I’ve had a couple people ask me about my thoughts on eliminative materialism, and the response I give the usually makes them do a double-take. It has just struck me that my musings on the question of Being provide a good background in which to lay out some of my thoughts on the matter. A disclaimer I will make up front is that although I am sympathetic to the project of eliminative materialism, I have next to no knowledge of the internal details of the Churchlands’ neurophilosophy. What I will be discussing here is that general thrust, with perhaps a few additional ideas thrown in.
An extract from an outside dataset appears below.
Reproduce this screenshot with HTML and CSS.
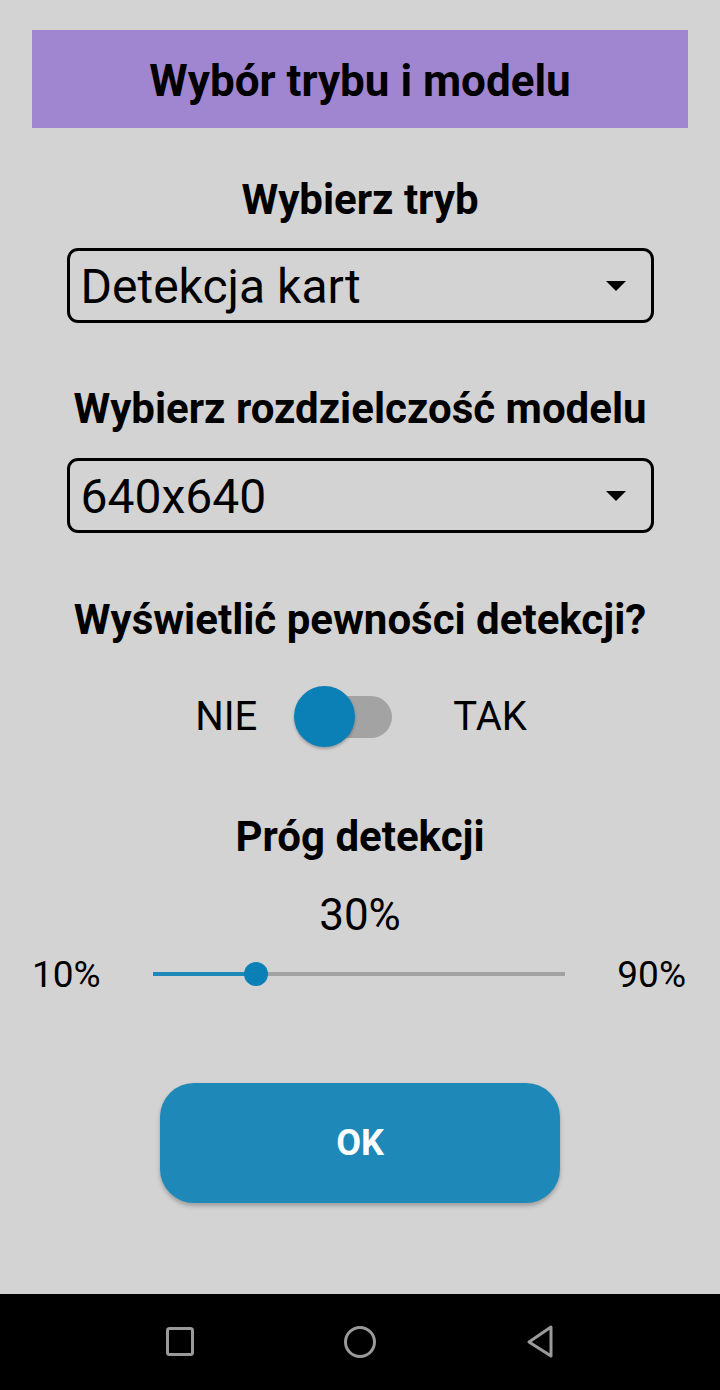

As a side note, I appologise to anyone who is waiting for the third part of my series on Deleuze and sufficient reason. It is coming, but I’ve had to rethink the order of explanation so I had to chuck what I had written for it.

1. Strange Bedfellows

I’m possibly the only person in the world who thinks that eliminative materialism and Brandomian anti-naturalism are good bedfellows. It makes more sense than you’d think. Brandomian anti-naturalism denies that the normative dimension can be reduced to the natural dimension. It provides excellent arguments why approaches like teleosemantics (which attempts to build a view of representational content out of biological functional norms) are doomed to failure. What most people see in this is the bestowing of some peculiar and special kind of Being on norms, one which would indeed be alien to eliminativism, but what I’ve been advocating is the idea that it does not, that indeed what it does is deny that norms have any Being at all. On the flip side, it also purifies nature of the normative entirely, including the teleological dimension that the teleosemanticists are appealing to.